* [WHAT TO WORK ON]: Line by line, reproduce exactly the beginning of the listing below, ending with the line that contains "import React from 'react';" and adding nothing.

#### INFORMATION SUPPLIED ####

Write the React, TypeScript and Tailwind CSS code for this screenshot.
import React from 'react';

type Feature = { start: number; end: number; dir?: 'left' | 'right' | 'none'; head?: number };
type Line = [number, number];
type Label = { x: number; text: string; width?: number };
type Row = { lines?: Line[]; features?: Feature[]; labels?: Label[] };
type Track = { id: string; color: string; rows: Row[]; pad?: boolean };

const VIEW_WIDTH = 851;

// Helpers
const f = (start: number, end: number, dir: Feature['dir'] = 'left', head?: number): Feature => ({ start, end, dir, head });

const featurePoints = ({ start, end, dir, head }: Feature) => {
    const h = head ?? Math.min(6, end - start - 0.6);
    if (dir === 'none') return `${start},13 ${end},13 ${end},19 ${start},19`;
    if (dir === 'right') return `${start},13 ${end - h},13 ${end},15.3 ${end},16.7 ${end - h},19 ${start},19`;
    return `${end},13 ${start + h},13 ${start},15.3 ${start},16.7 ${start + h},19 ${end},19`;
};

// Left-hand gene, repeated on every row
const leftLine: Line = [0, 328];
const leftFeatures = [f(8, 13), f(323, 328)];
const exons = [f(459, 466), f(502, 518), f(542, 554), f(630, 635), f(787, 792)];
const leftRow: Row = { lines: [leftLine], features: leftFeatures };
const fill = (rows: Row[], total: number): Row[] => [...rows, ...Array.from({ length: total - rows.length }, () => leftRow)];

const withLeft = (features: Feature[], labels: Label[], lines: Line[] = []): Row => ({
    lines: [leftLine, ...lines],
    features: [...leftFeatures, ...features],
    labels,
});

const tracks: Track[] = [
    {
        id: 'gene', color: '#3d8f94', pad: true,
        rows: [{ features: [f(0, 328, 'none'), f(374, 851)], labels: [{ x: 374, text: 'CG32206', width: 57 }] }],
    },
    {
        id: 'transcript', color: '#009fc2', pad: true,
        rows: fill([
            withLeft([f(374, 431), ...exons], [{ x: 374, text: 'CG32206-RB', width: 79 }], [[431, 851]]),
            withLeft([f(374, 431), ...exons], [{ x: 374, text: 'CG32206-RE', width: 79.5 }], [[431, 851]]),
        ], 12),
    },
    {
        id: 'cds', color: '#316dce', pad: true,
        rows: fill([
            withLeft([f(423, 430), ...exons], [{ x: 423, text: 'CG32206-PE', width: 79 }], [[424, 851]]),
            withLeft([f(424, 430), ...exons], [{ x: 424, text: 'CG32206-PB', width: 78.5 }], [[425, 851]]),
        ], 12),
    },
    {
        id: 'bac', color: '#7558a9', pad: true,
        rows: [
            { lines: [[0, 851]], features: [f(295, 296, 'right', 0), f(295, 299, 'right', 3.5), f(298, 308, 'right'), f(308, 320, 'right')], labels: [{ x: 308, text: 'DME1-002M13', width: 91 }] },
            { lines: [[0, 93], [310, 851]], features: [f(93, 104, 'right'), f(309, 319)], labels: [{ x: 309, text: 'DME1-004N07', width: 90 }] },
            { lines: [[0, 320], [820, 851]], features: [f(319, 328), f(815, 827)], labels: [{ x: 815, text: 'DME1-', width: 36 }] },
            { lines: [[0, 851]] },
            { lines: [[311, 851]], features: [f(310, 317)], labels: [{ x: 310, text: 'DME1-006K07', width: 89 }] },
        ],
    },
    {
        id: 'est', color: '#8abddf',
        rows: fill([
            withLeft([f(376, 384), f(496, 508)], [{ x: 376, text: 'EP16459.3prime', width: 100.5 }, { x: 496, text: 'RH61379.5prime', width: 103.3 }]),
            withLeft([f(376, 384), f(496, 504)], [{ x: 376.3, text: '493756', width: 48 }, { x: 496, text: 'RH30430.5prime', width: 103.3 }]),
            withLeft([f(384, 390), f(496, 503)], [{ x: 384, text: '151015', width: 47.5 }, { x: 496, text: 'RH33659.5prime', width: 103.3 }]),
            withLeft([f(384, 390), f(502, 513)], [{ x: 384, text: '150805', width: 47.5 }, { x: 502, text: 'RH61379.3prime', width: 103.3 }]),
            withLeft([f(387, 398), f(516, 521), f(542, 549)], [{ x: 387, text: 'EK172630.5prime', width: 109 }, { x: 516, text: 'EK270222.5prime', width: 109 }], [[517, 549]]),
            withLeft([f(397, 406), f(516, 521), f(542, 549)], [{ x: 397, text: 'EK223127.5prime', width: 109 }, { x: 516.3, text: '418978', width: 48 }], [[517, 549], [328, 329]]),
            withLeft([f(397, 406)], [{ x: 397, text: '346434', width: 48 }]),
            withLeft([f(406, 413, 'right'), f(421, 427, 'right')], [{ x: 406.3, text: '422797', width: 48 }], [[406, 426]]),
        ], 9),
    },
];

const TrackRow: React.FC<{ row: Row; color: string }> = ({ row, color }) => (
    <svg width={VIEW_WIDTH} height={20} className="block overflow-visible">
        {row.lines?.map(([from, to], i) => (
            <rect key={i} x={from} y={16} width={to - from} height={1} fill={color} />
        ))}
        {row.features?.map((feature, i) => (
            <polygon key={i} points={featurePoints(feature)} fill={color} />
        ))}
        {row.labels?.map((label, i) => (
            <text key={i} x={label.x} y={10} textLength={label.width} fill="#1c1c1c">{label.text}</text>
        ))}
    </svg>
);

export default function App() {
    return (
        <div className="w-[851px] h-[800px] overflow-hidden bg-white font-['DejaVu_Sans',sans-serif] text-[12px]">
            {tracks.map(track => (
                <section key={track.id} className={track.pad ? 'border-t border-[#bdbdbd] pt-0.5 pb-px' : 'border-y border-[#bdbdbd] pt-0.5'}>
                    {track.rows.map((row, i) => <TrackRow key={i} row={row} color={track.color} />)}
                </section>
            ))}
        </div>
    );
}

####

* [SOLUTION FOR THIS EXERCISE]:
Write the React, TypeScript and Tailwind CSS code for this screenshot.
import React from 'react';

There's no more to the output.